WRITTEN REQUEST -> Every line below that mentions the word "this" should be copied out.

GIVEN RECORDS ->

* START *

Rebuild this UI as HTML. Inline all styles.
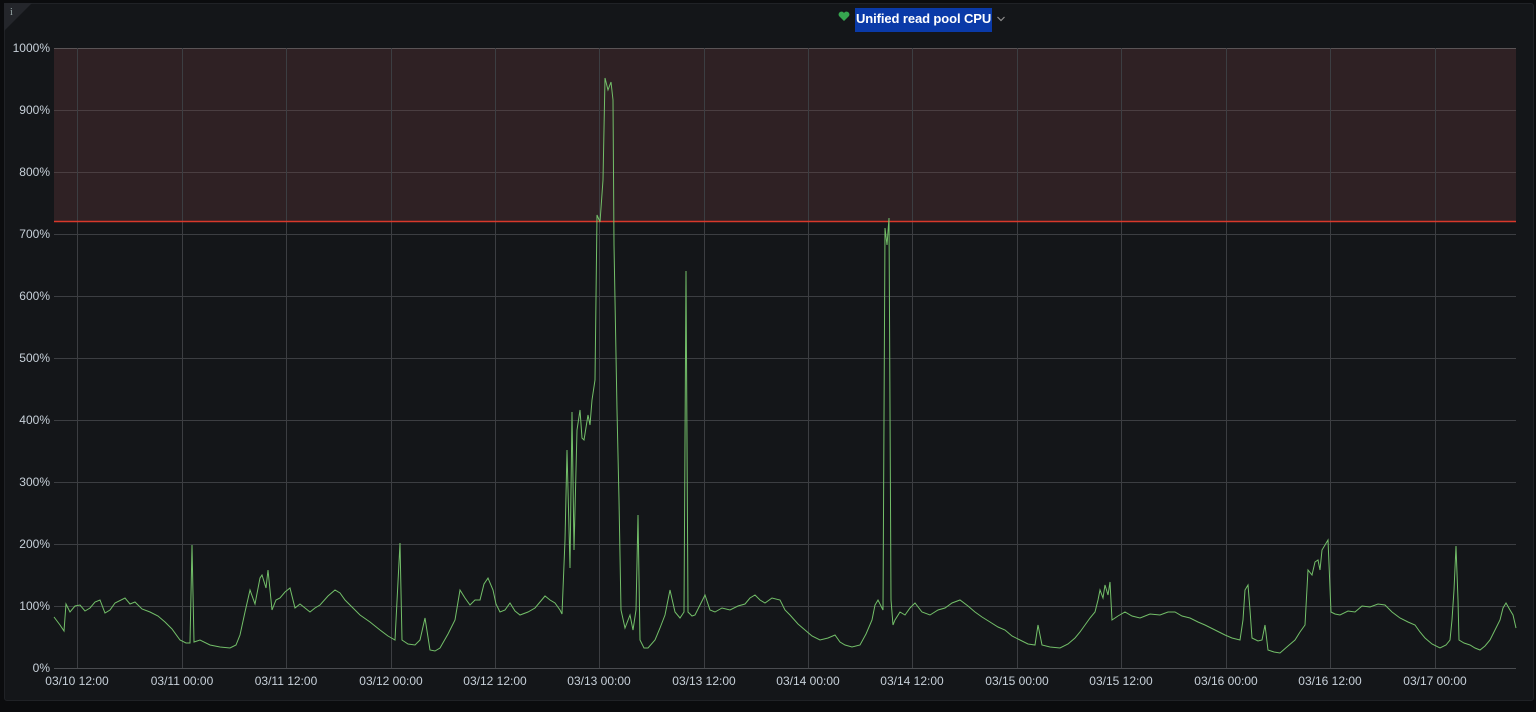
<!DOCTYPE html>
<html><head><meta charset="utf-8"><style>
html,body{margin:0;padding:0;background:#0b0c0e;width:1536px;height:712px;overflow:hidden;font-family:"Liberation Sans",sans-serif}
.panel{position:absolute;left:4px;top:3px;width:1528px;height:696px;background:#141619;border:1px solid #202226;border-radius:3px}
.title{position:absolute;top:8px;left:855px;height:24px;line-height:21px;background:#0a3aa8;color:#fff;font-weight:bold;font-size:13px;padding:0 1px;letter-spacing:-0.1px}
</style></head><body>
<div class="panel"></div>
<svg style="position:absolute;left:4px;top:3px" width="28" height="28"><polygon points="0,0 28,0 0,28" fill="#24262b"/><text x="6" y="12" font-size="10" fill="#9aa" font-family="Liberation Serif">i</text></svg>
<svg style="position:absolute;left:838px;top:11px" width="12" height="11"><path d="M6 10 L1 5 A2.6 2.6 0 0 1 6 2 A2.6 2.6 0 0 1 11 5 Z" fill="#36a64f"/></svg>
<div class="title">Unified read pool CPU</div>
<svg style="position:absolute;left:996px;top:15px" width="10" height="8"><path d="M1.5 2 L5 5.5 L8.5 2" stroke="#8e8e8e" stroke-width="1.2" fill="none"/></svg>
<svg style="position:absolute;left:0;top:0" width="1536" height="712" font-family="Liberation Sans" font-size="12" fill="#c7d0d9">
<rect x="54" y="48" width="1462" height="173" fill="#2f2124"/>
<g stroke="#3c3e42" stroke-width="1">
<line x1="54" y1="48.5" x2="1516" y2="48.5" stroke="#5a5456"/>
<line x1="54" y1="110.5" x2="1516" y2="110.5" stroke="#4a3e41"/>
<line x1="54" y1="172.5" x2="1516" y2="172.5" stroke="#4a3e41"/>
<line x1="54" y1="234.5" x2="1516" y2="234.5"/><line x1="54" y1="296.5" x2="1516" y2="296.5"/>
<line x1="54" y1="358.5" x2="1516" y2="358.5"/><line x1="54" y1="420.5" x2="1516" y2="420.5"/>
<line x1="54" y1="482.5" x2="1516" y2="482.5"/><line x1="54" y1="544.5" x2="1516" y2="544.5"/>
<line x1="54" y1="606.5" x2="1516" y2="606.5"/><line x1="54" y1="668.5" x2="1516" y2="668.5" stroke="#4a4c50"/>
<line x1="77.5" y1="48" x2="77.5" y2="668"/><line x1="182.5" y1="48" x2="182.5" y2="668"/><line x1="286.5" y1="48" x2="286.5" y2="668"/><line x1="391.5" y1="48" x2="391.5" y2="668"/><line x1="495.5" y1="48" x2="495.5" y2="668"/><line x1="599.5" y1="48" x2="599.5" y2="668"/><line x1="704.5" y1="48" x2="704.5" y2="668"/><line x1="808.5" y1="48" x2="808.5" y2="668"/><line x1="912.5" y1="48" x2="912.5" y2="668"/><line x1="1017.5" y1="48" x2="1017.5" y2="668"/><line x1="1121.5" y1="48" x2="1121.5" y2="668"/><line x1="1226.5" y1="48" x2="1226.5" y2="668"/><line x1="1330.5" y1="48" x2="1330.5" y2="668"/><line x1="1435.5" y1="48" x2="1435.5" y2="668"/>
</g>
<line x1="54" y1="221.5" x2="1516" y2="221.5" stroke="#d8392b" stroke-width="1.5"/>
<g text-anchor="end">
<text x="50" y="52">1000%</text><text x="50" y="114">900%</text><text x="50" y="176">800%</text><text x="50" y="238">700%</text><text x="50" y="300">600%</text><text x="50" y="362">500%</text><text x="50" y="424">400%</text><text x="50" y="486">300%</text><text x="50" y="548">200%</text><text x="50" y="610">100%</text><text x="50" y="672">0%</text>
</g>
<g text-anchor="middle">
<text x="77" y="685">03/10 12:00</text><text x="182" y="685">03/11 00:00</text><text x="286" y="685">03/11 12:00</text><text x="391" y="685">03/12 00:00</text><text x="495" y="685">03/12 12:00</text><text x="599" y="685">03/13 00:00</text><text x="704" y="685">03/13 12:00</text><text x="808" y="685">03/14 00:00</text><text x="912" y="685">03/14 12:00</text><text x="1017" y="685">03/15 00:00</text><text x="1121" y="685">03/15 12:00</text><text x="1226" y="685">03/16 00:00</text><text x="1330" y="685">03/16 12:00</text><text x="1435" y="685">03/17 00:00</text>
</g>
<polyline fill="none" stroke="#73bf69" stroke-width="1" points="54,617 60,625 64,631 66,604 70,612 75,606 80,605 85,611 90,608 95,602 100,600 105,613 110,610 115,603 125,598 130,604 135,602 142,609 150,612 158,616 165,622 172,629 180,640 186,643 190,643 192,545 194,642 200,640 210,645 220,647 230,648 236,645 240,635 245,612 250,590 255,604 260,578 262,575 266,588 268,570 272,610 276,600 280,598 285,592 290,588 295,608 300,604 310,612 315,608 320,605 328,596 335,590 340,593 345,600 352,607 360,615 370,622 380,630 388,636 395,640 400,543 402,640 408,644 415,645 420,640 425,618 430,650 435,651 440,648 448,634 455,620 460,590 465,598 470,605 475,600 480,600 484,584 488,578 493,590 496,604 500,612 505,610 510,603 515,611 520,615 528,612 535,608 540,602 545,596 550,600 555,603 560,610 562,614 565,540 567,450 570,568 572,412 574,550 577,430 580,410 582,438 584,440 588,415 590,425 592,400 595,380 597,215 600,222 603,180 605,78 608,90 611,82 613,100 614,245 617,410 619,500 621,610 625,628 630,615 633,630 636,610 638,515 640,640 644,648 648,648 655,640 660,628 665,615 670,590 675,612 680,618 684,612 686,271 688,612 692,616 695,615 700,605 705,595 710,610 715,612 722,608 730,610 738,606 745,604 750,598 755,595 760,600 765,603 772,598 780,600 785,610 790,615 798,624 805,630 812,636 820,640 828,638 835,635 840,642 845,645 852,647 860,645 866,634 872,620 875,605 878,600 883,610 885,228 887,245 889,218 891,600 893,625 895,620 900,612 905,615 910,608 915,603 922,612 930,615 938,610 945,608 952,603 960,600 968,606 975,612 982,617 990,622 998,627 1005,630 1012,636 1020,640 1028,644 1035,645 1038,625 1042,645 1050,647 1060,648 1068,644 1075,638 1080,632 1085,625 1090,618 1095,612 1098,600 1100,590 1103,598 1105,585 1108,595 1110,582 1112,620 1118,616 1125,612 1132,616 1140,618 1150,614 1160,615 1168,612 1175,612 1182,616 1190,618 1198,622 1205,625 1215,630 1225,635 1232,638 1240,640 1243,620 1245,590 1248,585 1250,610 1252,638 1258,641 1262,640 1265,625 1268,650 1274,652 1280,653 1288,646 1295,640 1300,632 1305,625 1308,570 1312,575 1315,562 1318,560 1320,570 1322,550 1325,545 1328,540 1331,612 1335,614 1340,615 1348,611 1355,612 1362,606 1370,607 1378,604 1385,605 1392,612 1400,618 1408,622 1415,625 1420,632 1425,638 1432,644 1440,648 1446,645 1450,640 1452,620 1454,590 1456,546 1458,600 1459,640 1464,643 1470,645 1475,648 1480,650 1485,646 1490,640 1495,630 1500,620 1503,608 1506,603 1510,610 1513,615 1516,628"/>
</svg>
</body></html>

* END *
* START *

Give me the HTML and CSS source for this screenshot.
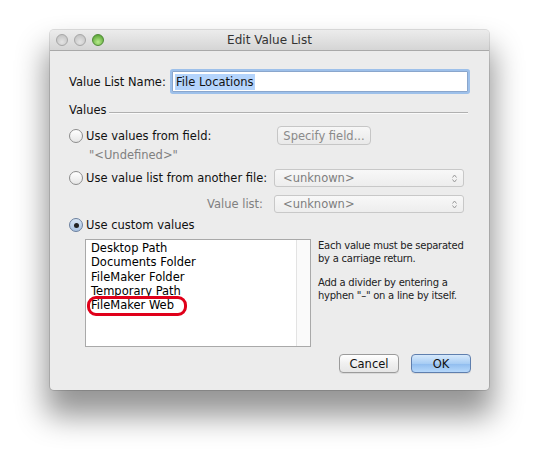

* END *
* START *

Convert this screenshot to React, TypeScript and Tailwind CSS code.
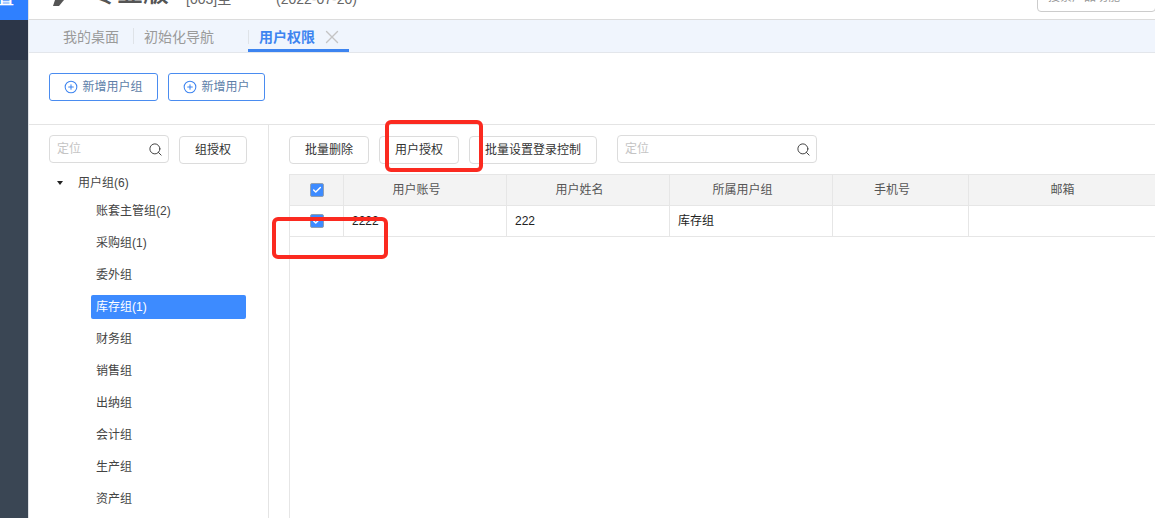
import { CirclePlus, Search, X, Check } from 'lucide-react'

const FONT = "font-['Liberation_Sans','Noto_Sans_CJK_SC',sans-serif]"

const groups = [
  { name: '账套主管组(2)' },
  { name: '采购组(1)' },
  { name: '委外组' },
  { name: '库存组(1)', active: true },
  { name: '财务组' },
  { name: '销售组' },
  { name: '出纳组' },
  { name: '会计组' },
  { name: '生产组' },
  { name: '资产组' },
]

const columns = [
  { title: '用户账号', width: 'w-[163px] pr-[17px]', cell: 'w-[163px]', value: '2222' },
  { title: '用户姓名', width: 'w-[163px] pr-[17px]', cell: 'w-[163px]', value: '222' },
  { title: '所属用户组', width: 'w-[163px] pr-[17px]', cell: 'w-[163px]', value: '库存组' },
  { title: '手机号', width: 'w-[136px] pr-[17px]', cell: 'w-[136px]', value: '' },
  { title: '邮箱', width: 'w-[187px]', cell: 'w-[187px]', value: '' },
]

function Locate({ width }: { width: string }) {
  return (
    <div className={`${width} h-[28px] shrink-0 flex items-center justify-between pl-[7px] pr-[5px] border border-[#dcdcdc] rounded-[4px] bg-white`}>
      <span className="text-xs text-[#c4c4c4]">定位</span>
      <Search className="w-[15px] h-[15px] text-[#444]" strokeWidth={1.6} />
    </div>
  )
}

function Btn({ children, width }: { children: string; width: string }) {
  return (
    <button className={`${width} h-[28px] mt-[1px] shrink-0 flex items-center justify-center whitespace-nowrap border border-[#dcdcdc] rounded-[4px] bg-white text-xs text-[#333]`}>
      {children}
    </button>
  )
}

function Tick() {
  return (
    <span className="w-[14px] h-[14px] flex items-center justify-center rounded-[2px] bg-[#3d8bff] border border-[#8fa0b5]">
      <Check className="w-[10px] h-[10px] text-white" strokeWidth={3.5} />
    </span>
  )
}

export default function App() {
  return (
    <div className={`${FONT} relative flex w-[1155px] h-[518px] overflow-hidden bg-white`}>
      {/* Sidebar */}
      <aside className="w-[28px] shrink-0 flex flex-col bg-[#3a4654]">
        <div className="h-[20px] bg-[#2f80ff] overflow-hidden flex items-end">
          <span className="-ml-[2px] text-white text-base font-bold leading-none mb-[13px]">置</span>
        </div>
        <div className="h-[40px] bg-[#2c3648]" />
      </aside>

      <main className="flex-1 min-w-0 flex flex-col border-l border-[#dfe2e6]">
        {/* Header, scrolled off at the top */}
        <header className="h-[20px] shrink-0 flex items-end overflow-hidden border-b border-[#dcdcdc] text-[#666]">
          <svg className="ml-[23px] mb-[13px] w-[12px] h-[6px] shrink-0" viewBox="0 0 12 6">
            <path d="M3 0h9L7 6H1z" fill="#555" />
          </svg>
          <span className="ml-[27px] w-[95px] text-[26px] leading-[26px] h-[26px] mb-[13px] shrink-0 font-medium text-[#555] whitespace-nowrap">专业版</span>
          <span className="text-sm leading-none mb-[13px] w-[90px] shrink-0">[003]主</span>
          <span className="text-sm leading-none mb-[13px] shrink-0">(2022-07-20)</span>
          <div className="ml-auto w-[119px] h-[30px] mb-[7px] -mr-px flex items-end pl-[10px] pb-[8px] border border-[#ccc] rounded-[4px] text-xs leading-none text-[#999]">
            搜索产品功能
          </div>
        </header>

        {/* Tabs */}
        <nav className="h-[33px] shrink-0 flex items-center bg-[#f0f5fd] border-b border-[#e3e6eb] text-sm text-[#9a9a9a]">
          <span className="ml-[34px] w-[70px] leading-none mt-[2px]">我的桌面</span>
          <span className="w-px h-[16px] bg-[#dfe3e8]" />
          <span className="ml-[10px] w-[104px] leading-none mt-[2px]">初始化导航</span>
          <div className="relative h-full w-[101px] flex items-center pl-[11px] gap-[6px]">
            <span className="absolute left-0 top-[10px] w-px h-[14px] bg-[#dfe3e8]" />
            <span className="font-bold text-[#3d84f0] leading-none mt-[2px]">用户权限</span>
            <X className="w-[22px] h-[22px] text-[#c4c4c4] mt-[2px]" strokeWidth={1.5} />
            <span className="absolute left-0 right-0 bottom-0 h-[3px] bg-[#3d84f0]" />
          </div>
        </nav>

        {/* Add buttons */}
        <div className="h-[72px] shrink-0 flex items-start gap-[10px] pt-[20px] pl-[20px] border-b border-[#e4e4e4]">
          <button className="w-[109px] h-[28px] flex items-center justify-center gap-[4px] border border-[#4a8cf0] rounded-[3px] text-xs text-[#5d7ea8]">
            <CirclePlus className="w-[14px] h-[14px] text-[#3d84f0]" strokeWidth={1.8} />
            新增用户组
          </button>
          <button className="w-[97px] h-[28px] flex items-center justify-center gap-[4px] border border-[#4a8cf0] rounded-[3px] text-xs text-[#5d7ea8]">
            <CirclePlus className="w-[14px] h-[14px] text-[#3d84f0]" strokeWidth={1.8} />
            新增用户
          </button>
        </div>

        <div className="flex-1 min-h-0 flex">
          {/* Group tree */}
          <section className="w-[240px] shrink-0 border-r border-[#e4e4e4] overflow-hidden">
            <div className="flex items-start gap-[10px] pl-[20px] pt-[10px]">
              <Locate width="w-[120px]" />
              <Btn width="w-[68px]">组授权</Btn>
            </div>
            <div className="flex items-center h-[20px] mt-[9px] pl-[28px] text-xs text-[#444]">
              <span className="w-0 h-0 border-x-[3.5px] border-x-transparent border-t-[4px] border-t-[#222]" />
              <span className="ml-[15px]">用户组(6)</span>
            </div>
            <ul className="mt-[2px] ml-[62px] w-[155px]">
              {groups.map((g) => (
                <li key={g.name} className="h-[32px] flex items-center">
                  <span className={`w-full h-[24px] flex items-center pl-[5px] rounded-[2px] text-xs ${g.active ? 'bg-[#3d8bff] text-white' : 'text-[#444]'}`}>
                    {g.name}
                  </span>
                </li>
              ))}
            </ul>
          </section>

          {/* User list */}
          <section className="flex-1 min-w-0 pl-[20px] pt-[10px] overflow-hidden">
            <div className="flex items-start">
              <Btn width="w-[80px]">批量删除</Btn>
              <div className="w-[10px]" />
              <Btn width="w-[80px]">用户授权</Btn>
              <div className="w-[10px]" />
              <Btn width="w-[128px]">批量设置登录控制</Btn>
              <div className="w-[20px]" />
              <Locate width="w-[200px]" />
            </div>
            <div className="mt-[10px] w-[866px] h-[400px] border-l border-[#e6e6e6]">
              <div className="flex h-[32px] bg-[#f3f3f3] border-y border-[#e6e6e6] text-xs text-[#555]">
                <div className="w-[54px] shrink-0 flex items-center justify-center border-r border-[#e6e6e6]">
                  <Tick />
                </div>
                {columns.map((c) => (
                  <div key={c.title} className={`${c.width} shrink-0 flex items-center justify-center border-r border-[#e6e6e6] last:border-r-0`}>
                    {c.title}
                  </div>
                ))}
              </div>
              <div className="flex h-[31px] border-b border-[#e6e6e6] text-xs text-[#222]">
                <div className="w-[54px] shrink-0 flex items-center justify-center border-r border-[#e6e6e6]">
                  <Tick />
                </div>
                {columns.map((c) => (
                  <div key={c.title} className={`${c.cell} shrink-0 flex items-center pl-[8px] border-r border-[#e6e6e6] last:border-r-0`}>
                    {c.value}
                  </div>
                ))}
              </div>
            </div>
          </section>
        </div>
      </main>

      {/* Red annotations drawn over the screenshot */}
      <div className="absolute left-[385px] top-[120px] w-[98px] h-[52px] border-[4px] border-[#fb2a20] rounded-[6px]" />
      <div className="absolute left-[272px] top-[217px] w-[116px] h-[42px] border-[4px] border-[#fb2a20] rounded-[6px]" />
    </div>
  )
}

* END *

WORKED ANSWER ->
Rebuild this UI as HTML. Inline all styles.
Give me the HTML and CSS source for this screenshot.
Convert this screenshot to React, TypeScript and Tailwind CSS code.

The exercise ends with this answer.